#### [JOB]
Copy all the data exactly, except the pictures.

#### [RECORDED INFORMATION]
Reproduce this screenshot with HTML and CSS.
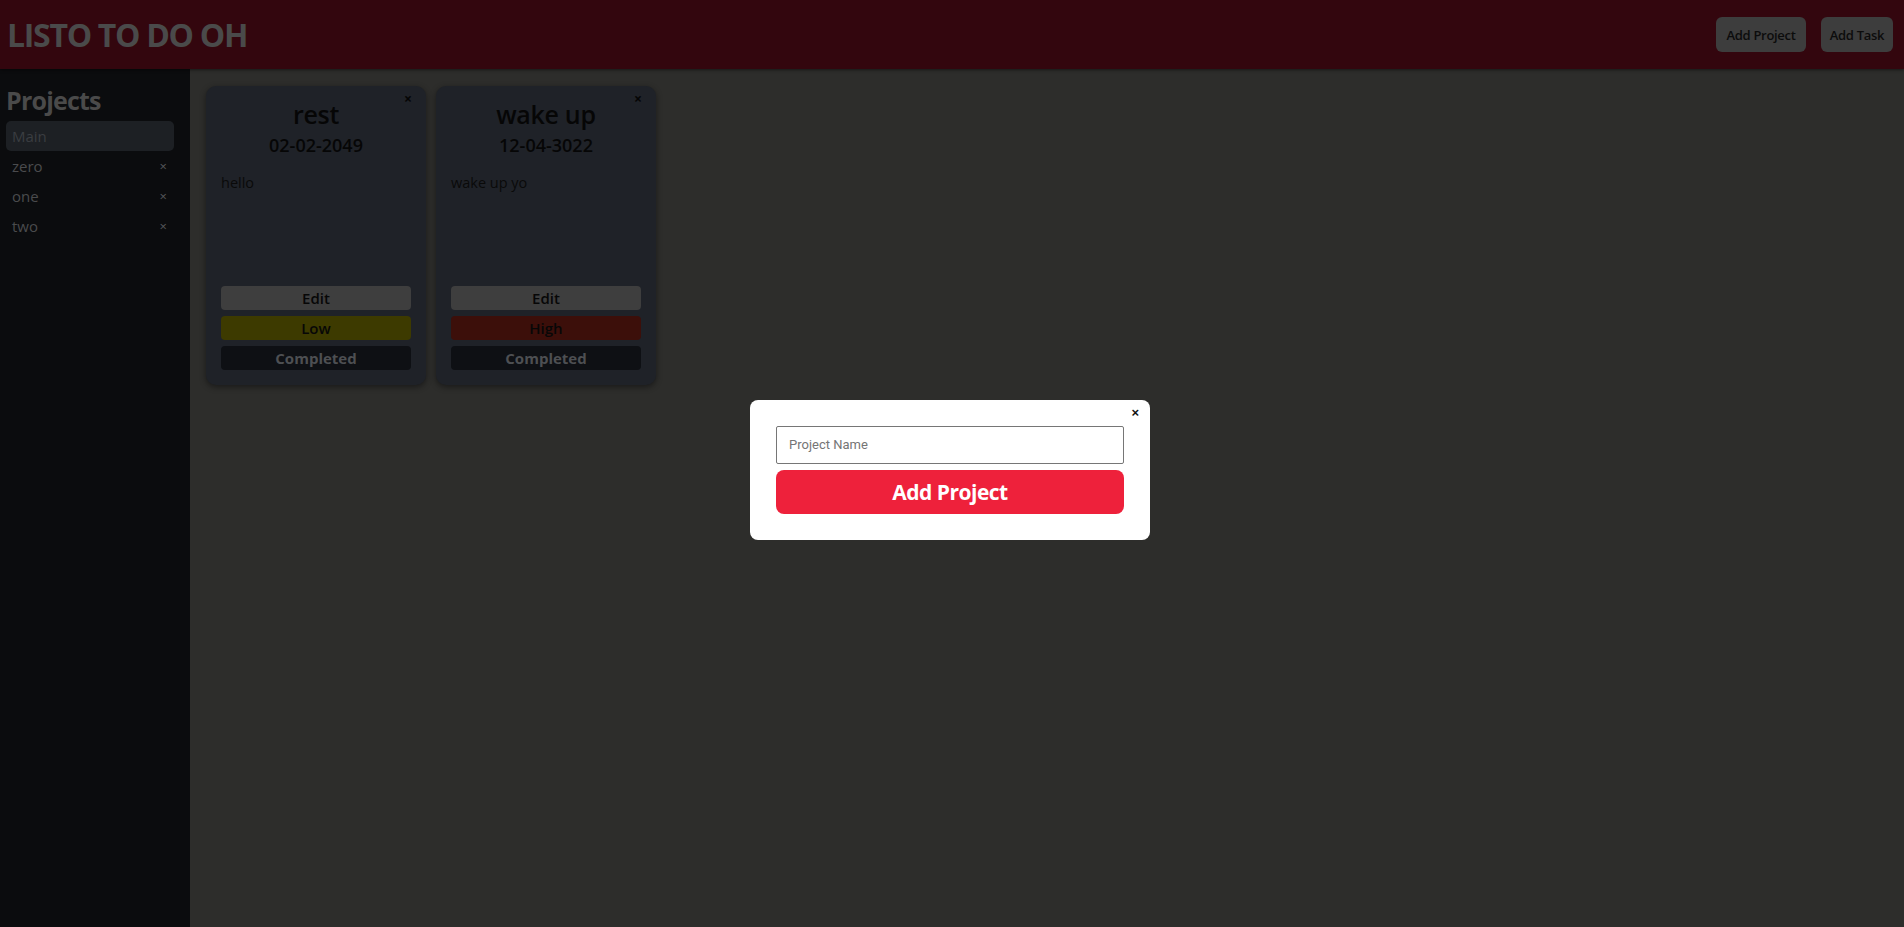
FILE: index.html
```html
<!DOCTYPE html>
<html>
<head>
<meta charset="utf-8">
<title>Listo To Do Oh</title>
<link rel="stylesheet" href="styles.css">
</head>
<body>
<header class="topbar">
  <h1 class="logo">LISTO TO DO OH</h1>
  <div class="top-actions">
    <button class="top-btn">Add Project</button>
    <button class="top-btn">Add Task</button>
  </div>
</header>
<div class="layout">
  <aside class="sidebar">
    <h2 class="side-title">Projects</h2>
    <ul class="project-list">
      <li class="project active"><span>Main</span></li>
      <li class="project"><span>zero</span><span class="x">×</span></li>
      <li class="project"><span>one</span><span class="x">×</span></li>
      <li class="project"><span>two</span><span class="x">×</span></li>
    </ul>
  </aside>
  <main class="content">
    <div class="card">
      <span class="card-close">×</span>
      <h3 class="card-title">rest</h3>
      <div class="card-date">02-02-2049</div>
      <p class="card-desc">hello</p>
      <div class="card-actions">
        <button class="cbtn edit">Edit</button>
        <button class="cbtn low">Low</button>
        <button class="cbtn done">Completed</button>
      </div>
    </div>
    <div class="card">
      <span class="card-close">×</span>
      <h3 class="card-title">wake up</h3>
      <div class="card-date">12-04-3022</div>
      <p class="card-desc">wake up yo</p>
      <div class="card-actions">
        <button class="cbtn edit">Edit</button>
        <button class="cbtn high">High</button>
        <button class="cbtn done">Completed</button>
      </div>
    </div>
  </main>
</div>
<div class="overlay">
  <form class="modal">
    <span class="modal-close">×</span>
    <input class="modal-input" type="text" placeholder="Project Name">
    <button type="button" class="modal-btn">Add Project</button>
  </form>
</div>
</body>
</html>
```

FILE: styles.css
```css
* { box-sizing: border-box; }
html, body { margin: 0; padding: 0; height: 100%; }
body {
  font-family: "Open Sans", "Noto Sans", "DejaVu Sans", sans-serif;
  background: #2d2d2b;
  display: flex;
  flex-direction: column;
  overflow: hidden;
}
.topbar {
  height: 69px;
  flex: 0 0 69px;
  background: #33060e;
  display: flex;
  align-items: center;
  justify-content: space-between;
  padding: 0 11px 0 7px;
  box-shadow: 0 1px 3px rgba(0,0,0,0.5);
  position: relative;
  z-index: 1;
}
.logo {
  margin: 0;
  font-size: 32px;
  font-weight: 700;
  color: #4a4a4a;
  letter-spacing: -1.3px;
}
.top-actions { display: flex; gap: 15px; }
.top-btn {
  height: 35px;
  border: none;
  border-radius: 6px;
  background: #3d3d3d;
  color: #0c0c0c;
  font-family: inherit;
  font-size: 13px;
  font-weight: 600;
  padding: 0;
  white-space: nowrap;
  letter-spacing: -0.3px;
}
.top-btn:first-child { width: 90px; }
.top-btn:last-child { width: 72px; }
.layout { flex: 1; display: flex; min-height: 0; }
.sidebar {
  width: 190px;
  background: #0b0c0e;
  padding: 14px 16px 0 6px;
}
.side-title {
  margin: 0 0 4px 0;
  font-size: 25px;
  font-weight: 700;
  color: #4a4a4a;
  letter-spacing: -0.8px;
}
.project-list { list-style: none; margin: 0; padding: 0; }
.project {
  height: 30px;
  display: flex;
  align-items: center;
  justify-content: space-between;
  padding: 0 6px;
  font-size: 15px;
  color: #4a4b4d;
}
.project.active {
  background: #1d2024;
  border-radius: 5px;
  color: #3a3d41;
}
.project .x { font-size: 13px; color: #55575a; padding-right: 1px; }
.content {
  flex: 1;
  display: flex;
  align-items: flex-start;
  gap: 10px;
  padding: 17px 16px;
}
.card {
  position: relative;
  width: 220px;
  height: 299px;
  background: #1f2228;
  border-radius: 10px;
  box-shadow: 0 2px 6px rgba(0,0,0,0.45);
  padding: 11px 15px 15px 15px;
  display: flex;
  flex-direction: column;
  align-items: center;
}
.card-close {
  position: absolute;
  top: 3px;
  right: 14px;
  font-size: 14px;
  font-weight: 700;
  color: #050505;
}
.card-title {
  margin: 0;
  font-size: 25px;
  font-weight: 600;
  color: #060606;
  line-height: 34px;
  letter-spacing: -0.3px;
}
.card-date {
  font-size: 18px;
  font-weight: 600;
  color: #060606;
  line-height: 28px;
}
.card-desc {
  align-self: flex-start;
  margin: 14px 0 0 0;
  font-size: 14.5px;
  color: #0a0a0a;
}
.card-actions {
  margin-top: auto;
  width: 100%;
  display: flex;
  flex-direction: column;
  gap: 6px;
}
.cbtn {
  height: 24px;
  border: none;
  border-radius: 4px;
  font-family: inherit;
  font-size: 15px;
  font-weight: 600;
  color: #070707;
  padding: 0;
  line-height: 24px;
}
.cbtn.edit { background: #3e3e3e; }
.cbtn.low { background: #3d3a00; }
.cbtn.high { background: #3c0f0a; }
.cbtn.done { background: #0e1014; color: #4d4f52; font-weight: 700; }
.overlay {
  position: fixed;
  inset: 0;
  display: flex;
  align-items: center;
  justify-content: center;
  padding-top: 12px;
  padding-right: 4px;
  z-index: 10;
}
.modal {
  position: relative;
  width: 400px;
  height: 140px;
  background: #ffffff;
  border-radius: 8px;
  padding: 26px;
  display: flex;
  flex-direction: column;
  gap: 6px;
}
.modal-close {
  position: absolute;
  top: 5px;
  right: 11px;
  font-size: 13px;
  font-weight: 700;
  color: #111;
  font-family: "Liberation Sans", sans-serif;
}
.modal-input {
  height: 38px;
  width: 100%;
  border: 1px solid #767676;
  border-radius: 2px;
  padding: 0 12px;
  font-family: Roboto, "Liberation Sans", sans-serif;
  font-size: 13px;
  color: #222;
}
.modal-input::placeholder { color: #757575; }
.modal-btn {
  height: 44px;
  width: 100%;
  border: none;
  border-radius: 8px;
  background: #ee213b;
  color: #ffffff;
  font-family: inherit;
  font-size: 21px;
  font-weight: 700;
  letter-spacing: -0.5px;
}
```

#### [RESPONSE]
Reproduce this screenshot with HTML and CSS.
FILE: index.html
```html
<!DOCTYPE html>
<html>
<head>
<meta charset="utf-8">
<title>Listo To Do Oh</title>
<link rel="stylesheet" href="styles.css">
</head>
<body>
<header class="topbar">
  <h1 class="logo">LISTO TO DO OH</h1>
  <div class="top-actions">
    <button class="top-btn">Add Project</button>
    <button class="top-btn">Add Task</button>
  </div>
</header>
<div class="layout">
  <aside class="sidebar">
    <h2 class="side-title">Projects</h2>
    <ul class="project-list">
      <li class="project active"><span>Main</span></li>
      <li class="project"><span>zero</span><span class="x">×</span></li>
      <li class="project"><span>one</span><span class="x">×</span></li>
      <li class="project"><span>two</span><span class="x">×</span></li>
    </ul>
  </aside>
  <main class="content">
    <div class="card">
      <span class="card-close">×</span>
      <h3 class="card-title">rest</h3>
      <div class="card-date">02-02-2049</div>
      <p class="card-desc">hello</p>
      <div class="card-actions">
        <button class="cbtn edit">Edit</button>
        <button class="cbtn low">Low</button>
        <button class="cbtn done">Completed</button>
      </div>
    </div>
    <div class="card">
      <span class="card-close">×</span>
      <h3 class="card-title">wake up</h3>
      <div class="card-date">12-04-3022</div>
      <p class="card-desc">wake up yo</p>
      <div class="card-actions">
        <button class="cbtn edit">Edit</button>
        <button class="cbtn high">High</button>
        <button class="cbtn done">Completed</button>
      </div>
    </div>
  </main>
</div>
<div class="overlay">
  <form class="modal">
    <span class="modal-close">×</span>
    <input class="modal-input" type="text" placeholder="Project Name">
    <button type="button" class="modal-btn">Add Project</button>
  </form>
</div>
</body>
</html>
```

FILE: styles.css
```css
* { box-sizing: border-box; }
html, body { margin: 0; padding: 0; height: 100%; }
body {
  font-family: "Open Sans", "Noto Sans", "DejaVu Sans", sans-serif;
  background: #2d2d2b;
  display: flex;
  flex-direction: column;
  overflow: hidden;
}
.topbar {
  height: 69px;
  flex: 0 0 69px;
  background: #33060e;
  display: flex;
  align-items: center;
  justify-content: space-between;
  padding: 0 11px 0 7px;
  box-shadow: 0 1px 3px rgba(0,0,0,0.5);
  position: relative;
  z-index: 1;
}
.logo {
  margin: 0;
  font-size: 32px;
  font-weight: 700;
  color: #4a4a4a;
  letter-spacing: -1.3px;
}
.top-actions { display: flex; gap: 15px; }
.top-btn {
  height: 35px;
  border: none;
  border-radius: 6px;
  background: #3d3d3d;
  color: #0c0c0c;
  font-family: inherit;
  font-size: 13px;
  font-weight: 600;
  padding: 0;
  white-space: nowrap;
  letter-spacing: -0.3px;
}
.top-btn:first-child { width: 90px; }
.top-btn:last-child { width: 72px; }
.layout { flex: 1; display: flex; min-height: 0; }
.sidebar {
  width: 190px;
  background: #0b0c0e;
  padding: 14px 16px 0 6px;
}
.side-title {
  margin: 0 0 4px 0;
  font-size: 25px;
  font-weight: 700;
  color: #4a4a4a;
  letter-spacing: -0.8px;
}
.project-list { list-style: none; margin: 0; padding: 0; }
.project {
  height: 30px;
  display: flex;
  align-items: center;
  justify-content: space-between;
  padding: 0 6px;
  font-size: 15px;
  color: #4a4b4d;
}
.project.active {
  background: #1d2024;
  border-radius: 5px;
  color: #3a3d41;
}
.project .x { font-size: 13px; color: #55575a; padding-right: 1px; }
.content {
  flex: 1;
  display: flex;
  align-items: flex-start;
  gap: 10px;
  padding: 17px 16px;
}
.card {
  position: relative;
  width: 220px;
  height: 299px;
  background: #1f2228;
  border-radius: 10px;
  box-shadow: 0 2px 6px rgba(0,0,0,0.45);
  padding: 11px 15px 15px 15px;
  display: flex;
  flex-direction: column;
  align-items: center;
}
.card-close {
  position: absolute;
  top: 3px;
  right: 14px;
  font-size: 14px;
  font-weight: 700;
  color: #050505;
}
.card-title {
  margin: 0;
  font-size: 25px;
  font-weight: 600;
  color: #060606;
  line-height: 34px;
  letter-spacing: -0.3px;
}
.card-date {
  font-size: 18px;
  font-weight: 600;
  color: #060606;
  line-height: 28px;
}
.card-desc {
  align-self: flex-start;
  margin: 14px 0 0 0;
  font-size: 14.5px;
  color: #0a0a0a;
}
.card-actions {
  margin-top: auto;
  width: 100%;
  display: flex;
  flex-direction: column;
  gap: 6px;
}
.cbtn {
  height: 24px;
  border: none;
  border-radius: 4px;
  font-family: inherit;
  font-size: 15px;
  font-weight: 600;
  color: #070707;
  padding: 0;
  line-height: 24px;
}
.cbtn.edit { background: #3e3e3e; }
.cbtn.low { background: #3d3a00; }
.cbtn.high { background: #3c0f0a; }
.cbtn.done { background: #0e1014; color: #4d4f52; font-weight: 700; }
.overlay {
  position: fixed;
  inset: 0;
  display: flex;
  align-items: center;
  justify-content: center;
  padding-top: 12px;
  padding-right: 4px;
  z-index: 10;
}
.modal {
  position: relative;
  width: 400px;
  height: 140px;
  background: #ffffff;
  border-radius: 8px;
  padding: 26px;
  display: flex;
  flex-direction: column;
  gap: 6px;
}
.modal-close {
  position: absolute;
  top: 5px;
  right: 11px;
  font-size: 13px;
  font-weight: 700;
  color: #111;
  font-family: "Liberation Sans", sans-serif;
}
.modal-input {
  height: 38px;
  width: 100%;
  border: 1px solid #767676;
  border-radius: 2px;
  padding: 0 12px;
  font-family: Roboto, "Liberation Sans", sans-serif;
  font-size: 13px;
  color: #222;
}
.modal-input::placeholder { color: #757575; }
.modal-btn {
  height: 44px;
  width: 100%;
  border: none;
  border-radius: 8px;
  background: #ee213b;
  color: #ffffff;
  font-family: inherit;
  font-size: 21px;
  font-weight: 700;
  letter-spacing: -0.5px;
}
```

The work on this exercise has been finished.